1. Armchair philosophizing as a substitute for character development.

This, I suspect, is what most adolescents (and nearly all college students) are likely to mean when they call a book ‘deep’. As in: ‘Who-o-o-a . . . that’s, like, so deep.’ Ayn Rand is so deep, and so are Camus and Vonnegut, and various other hardy campus perennials. Adolescence and early adulthood are naturally given to a kind of ill-focused antinomianism, which, having been trained to do so by its elders in the media and academe, readily expresses itself in scorn poured out upon ‘the metaphysics of savages’, as one of those elders notoriously called what other people call ‘common sense’.

We are taught early in life that the earth is really round, though ‘obviously’ flat, and that it is really in motion, though ‘obviously’ stationary, and that ‘obviously’ solid matter is really mostly empty space between atoms. All of these teachings are half-truths, and the short half of the truth at that.

There are several obvious proofs of the roundness of the earth, from ships’ masts and lunar eclipses and the like, which even the most savage metaphysician can verify.

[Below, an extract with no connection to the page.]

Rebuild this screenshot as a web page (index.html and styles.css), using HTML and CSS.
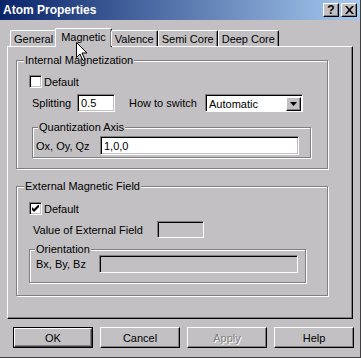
FILE: index.html
```html
<!doctype html>
<html lang="en">

<head>
    <meta charset="utf-8">
    <title>Atom Properties</title>
    <link rel="stylesheet" href="styles.css">
</head>

<body>
    <div class="window">
        <div class="titlebar">
            <span class="title">Atom Properties</span>
            <div class="caption-buttons">
                <span class="cap-btn">?</span>
                <span class="cap-btn">
                    <svg width="9" height="8" viewBox="0 0 9 8">
                        <path d="M0 0h2l2.5 2.7L7 0h2L5.5 4 9 8H7L4.5 5.3 2 8H0l3.5-4z" fill="#000" />
                    </svg>
                </span>
            </div>
        </div>

        <div class="content">
            <!-- Onglets -->
            <div class="tabs">
                <div class="tab first">General</div>
                <div class="tab active">Magnetic</div>
                <div class="tab">Valence</div>
                <div class="tab">Semi Core</div>
                <div class="tab">Deep Core</div>
            </div>

            <div class="sheet">
                <fieldset class="group">
                    <legend>Internal Magnetization</legend>
                    <div class="check-row">
                        <span class="check"></span>Default
                    </div>
                    <div class="field-row split-row">
                        <span class="lbl-split">Splitting</span>
                        <span class="edit edit-split">0.5</span>
                        <span class="lbl-switch">How to switch</span>
                        <span class="combo">
                            <span class="combo-text">Automatic</span>
                            <span class="combo-btn">
                                <svg width="7" height="4" viewBox="0 0 7 4">
                                    <path d="M0 0h7L3.5 4z" fill="#000" />
                                </svg>
                            </span>
                        </span>
                    </div>
                    <fieldset class="group sub quant">
                        <legend>Quantization Axis</legend>
                        <div class="field-row sub-row">
                            <span class="lbl-axis">Ox, Oy, Qz</span>
                            <span class="edit edit-axis">1,0,0</span>
                        </div>
                    </fieldset>
                </fieldset>

                <fieldset class="group external">
                    <legend>External Magnetic Field</legend>
                    <div class="check-row ext-check">
                        <span class="check">
                            <svg width="7" height="7" viewBox="0 0 7 7">
                                <path d="M0 2v3l2 2 5-5V-1L2 4z" fill="#000" />
                            </svg>
                        </span>Default
                    </div>
                    <div class="field-row value-row">
                        <span class="lbl-value">Value of External Field</span>
                        <span class="edit disabled edit-value"></span>
                    </div>
                    <fieldset class="group sub orient">
                        <legend>Orientation</legend>
                        <div class="field-row sub-row orient-row">
                            <span class="lbl-orient">Bx, By, Bz</span>
                            <span class="edit disabled edit-orient"></span>
                        </div>
                    </fieldset>
                </fieldset>
            </div>

            <div class="buttons">
                <span class="btn default"><span>OK</span></span>
                <span class="btn">Cancel</span>
                <span class="btn disabled">Apply</span>
                <span class="btn">Help</span>
            </div>
        </div>

        <!-- Pointeur de la souris -->
        <svg class="cursor" width="12" height="19" viewBox="0 0 12 19">
            <path d="M0.5 0.5v15l3.5-3.5 3 6.5 2-1-3-6.5h5z" fill="#fff" stroke="#000" />
        </svg>
    </div>
</body>

</html>
```

FILE: styles.css
```css
body {
    margin: 0;
    background-color: #c3c0c3;
    font-family: 'Liberation Sans', Arial, sans-serif;
    font-size: 11px;
    color: #000;
}

.window {
    position: relative;
    width: 361px;
    height: 358px;
    box-sizing: border-box;
    border-right: 1px solid #404040;
    border-bottom: 1px solid #404040;
    overflow: hidden;
}

/***** barre de titre *****/
.titlebar {
    height: 20px;
    display: flex;
    align-items: center;
    justify-content: space-between;
    background: linear-gradient(to right, #0a246a, #a6caf0);
    padding: 0 3px 0 3px;
}

.title {
    color: #fff;
    font-weight: bold;
    font-size: 12px;
}

.caption-buttons {
    display: flex;
    gap: 2px;
}

.cap-btn {
    width: 16px;
    height: 14px;
    box-sizing: border-box;
    display: flex;
    align-items: center;
    justify-content: center;
    background: #c3c0c3;
    border-top: 1px solid #fff;
    border-left: 1px solid #fff;
    border-right: 1px solid #000;
    border-bottom: 1px solid #000;
    box-shadow: inset -1px -1px 0 #808080;
    font-weight: bold;
    font-size: 12px;
    line-height: 12px;
}

.content {
    padding-top: 8px;
}

/***** onglets *****/
.tabs {
    display: flex;
    align-items: flex-end;
    margin-left: 10px;
    height: 18px;
    position: relative;
    z-index: 2;
}

.tab {
    height: 16px;
    box-sizing: border-box;
    padding: 1px 3px 0 3px;
    line-height: 14px;
    border-top: 1px solid #fff;
    border-left: 1px solid #fff;
    border-right: 1px solid #000;
    box-shadow: inset -1px 0 0 #808080;
    border-radius: 2px 2px 0 0;
}

.tab.active {
    height: 19px;
    margin: 0 -1px -1px -2px;
    padding: 1px 5px 0 5px;
    background: #c3c0c3;
}

.sheet {
    margin-left: 7px;
    width: 346px;
    height: 273px;
    box-sizing: border-box;
    border-top: 1px solid #fff;
    border-left: 1px solid #fff;
    border-right: 1px solid #000;
    border-bottom: 1px solid #000;
    box-shadow: inset -1px -1px 0 #808080;
    padding: 7px 0 0 8px;
}

/***** cadres de groupe *****/
.group {
    margin: 0;
    padding: 0;
    width: 312px;
    box-sizing: border-box;
    border: 1px solid #808080;
    box-shadow: inset 1px 1px 0 #fff, 1px 1px 0 #fff;
    min-width: 0;
}

.group legend {
    margin-left: 7px;
    padding: 0 1px;
    line-height: 13px;
    height: 13px;
    background: #c3c0c3;
}

.group.sub legend {
    margin-left: 5px;
}

.external {
    margin-top: 11px;
}

.check-row {
    display: flex;
    align-items: center;
    gap: 2px;
    height: 13px;
    margin: 8px 0 0 12px;
}

.ext-check {
    margin-top: 9px;
}

.check {
    width: 13px;
    height: 13px;
    box-sizing: border-box;
    background: #fff;
    border-top: 1px solid #808080;
    border-left: 1px solid #808080;
    border-right: 1px solid #fff;
    border-bottom: 1px solid #fff;
    box-shadow: inset 1px 1px 0 #000, inset -1px -1px 0 #c3c0c3;
    display: flex;
    align-items: center;
    justify-content: center;
}

.field-row {
    display: flex;
    align-items: center;
}

.edit {
    box-sizing: border-box;
    background: #fff;
    border-top: 1px solid #808080;
    border-left: 1px solid #808080;
    border-right: 1px solid #fff;
    border-bottom: 1px solid #fff;
    box-shadow: inset 1px 1px 0 #000, inset -1px -1px 0 #c3c0c3;
    padding-left: 3px;
    display: flex;
    align-items: center;
}

.edit.disabled {
    background: #c3c0c3;
}

/* ligne Splitting / How to switch */
.split-row {
    margin: 6px 0 0 15px;
    height: 18px;
}

.lbl-split {
    width: 45px;
}

.edit-split {
    width: 38px;
    height: 18px;
}

.lbl-switch {
    margin-left: 14px;
    width: 76px;
}

.combo {
    width: 98px;
    height: 18px;
    box-sizing: border-box;
    display: flex;
    align-items: center;
    background: #fff;
    border-top: 1px solid #808080;
    border-left: 1px solid #808080;
    border-right: 1px solid #fff;
    border-bottom: 1px solid #fff;
    box-shadow: inset 1px 1px 0 #000;
    padding: 2px 1px 1px 3px;
}

.combo-text {
    flex: 1;
}

.combo-btn {
    width: 15px;
    height: 14px;
    box-sizing: border-box;
    background: #c3c0c3;
    border-top: 1px solid #fff;
    border-left: 1px solid #fff;
    border-right: 1px solid #000;
    border-bottom: 1px solid #000;
    box-shadow: inset -1px -1px 0 #808080;
    display: flex;
    align-items: center;
    justify-content: center;
}

/* sous-groupes */
.quant {
    margin: 9px 0 10px 15px;
    width: 279px;
}

.sub-row {
    margin: 2px 0 2px 3px;
}

.lbl-axis {
    width: 64px;
}

.edit-axis {
    width: 199px;
    height: 19px;
}

.value-row {
    margin: 6px 0 0 16px;
    height: 17px;
}

.lbl-value {
    width: 124px;
}

.edit-value {
    width: 47px;
    height: 17px;
}

.orient {
    margin: 5px 0 12px 12px;
    width: 277px;
}

.orient-row {
    margin: -1px 0 9px 6px;
}

.lbl-orient {
    width: 63px;
}

.edit-orient {
    width: 199px;
    height: 18px;
}

/***** boutons *****/
.buttons {
    display: flex;
    gap: 7px;
    margin: 8px 0 0 13px;
}

.btn {
    width: 80px;
    height: 21px;
    box-sizing: border-box;
    display: flex;
    align-items: center;
    justify-content: center;
    border-top: 1px solid #fff;
    border-left: 1px solid #fff;
    border-right: 1px solid #000;
    border-bottom: 1px solid #000;
    box-shadow: inset -1px -1px 0 #808080;
}

.btn.default {
    border: 1px solid #000;
    box-shadow: none;
}

.btn.default span {
    display: flex;
    align-items: center;
    justify-content: center;
    width: 100%;
    height: 100%;
    box-sizing: border-box;
    border-top: 1px solid #fff;
    border-left: 1px solid #fff;
    border-right: 1px solid #404040;
    border-bottom: 1px solid #404040;
    box-shadow: inset -1px -1px 0 #808080;
}

.btn.disabled {
    color: #808080;
    text-shadow: 1px 1px 0 #fff;
}

.cursor {
    position: absolute;
    left: 76px;
    top: 42px;
    z-index: 5;
}
```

From a spot quite near my house, on a clear day, I can see the jagged peaks of the Rocky Mountains, but not the lower slopes or even the quite high foothills leading up to the front range. Everything below 2000 metres or thereabouts is hidden from my view by the curvature of the earth, and if I travel west, it gradually heaves over the horizon and into view. The earth is quite obviously curved, if I give the matter just a little thought.

The ‘obviously’ stationary earth is in fact quite stationary with respect to ourselves, and that, as anyone versed in relativity can attest, is what chiefly matters. Motion is not a property of a body in itself, but only a property that bodies have in relation to one another. Quite obviously the sun and the other planets are in motion with respect to the earth and each other; nobody ever denied this. For most everyday purposes, such as navigation, it suits us to take the earth as our stationary point of reference, which is what the geocentric ancients did. When we want to work out the patterns in the motions of celestial bodies relative to one another, we take the sun as our stationary point, because it greatly simplifies the maths, but that (pace Galileonis) is not a law of physics.

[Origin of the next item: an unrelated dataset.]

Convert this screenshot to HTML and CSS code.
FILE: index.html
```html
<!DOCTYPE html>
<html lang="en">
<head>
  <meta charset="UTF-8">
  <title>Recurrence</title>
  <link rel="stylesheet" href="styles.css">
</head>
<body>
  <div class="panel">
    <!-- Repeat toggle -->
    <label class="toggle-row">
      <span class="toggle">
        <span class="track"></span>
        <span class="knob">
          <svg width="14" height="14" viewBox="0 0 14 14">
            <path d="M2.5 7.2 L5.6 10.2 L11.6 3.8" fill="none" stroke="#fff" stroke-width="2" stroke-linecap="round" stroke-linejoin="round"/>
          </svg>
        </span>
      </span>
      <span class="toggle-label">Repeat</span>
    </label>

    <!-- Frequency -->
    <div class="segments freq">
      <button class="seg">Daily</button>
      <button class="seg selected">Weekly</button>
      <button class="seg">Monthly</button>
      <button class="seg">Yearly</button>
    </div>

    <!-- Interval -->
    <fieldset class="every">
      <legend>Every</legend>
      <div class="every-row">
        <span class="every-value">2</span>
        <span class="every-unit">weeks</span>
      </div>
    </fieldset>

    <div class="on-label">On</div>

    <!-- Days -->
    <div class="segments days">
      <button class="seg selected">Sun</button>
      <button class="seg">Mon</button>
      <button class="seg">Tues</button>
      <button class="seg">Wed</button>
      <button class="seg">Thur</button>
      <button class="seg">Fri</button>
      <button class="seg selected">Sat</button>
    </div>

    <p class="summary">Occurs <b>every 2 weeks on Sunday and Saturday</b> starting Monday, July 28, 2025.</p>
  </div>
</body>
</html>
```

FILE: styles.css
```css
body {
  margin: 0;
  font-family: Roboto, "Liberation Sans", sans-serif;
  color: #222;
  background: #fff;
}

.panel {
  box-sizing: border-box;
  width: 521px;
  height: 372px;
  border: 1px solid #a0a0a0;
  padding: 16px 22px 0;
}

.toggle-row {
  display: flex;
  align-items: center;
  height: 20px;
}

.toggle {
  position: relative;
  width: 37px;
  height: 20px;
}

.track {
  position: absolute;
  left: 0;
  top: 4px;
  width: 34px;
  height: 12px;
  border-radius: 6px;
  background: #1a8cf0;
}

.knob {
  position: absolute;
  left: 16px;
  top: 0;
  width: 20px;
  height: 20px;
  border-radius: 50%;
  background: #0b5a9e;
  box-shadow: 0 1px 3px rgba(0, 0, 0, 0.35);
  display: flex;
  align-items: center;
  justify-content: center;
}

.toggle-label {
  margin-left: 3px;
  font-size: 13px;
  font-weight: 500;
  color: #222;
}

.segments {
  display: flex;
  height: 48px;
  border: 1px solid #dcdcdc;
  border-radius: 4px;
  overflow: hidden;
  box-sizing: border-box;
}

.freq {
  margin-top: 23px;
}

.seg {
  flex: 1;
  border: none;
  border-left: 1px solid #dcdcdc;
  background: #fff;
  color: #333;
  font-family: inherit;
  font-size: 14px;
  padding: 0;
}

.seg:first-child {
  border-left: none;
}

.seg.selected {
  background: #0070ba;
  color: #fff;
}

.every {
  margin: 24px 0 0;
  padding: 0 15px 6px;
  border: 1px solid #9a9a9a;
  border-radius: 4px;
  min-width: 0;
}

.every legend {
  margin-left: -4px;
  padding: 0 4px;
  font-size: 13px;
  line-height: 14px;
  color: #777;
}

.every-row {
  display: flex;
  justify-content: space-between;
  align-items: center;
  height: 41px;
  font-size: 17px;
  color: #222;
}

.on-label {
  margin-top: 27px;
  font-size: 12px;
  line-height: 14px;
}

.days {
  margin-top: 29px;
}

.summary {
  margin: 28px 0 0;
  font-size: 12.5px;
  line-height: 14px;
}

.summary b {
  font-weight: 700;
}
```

As for the empty space between atoms, any quantum physicist will tell you that this space is not empty at all, but seething with electromagnetic fields and awe-inspiring energies — which is why solid bodies cannot pass through one another. The ‘emptiness’ is an artifact of a naive model of the atom, picturing the electrons as tiny bits of grit flying in planetary orbits about a nuclear pebble: a model that was completely discredited nearly a century ago, and is now used only by grade-school science teachers trying to feed their charges upon the proper intellectual pabulum, without actually knowing any real science themselves.

But all these half-truths instil into our unformed minds the idea that the obvious is something to be sneered at, and that anything we can see for ourselves will presently be disproved by that arch trickster-god, Science. So when some clever duck comes along with a so-called novel filled with sermons on the evil of altruism, or the futility of human effort, or the nonexistence of physical reality except as a socially agreed-upon construct, or any other such manifest nonsense, the adolescent mind is liable to accept it uncritically because it is manifest nonsense. This is the New Sense, we intuitively feel, that supersedes the despised Common Sense we were always taught to distrust. But this intuition is unsound because it is based upon a thoroughly false premise. If we examined our reasoning in the cold conscious daylight of logic, we would see the error soon enough; but intuition works in the dark, and we trust it even when we should not.

At its worst, this tendency tempts us to believe in wild conspiracy theories, which is why (for instance) The Da Vinci Code is taken by many persons as a serious and damaging attack on the Catholic Church, and not as a silly pot-boiler of a thriller based on a mishmash of half-baked Gnostic aphorisms. But if your teachers have always told you that your senses are liars, and the truth is never what it seems, you may well pick up Dan Brown’s rather unhinged novel and mistake it for Revelation. I have known many potentially good minds spoilt from early youth by this pernicious habit.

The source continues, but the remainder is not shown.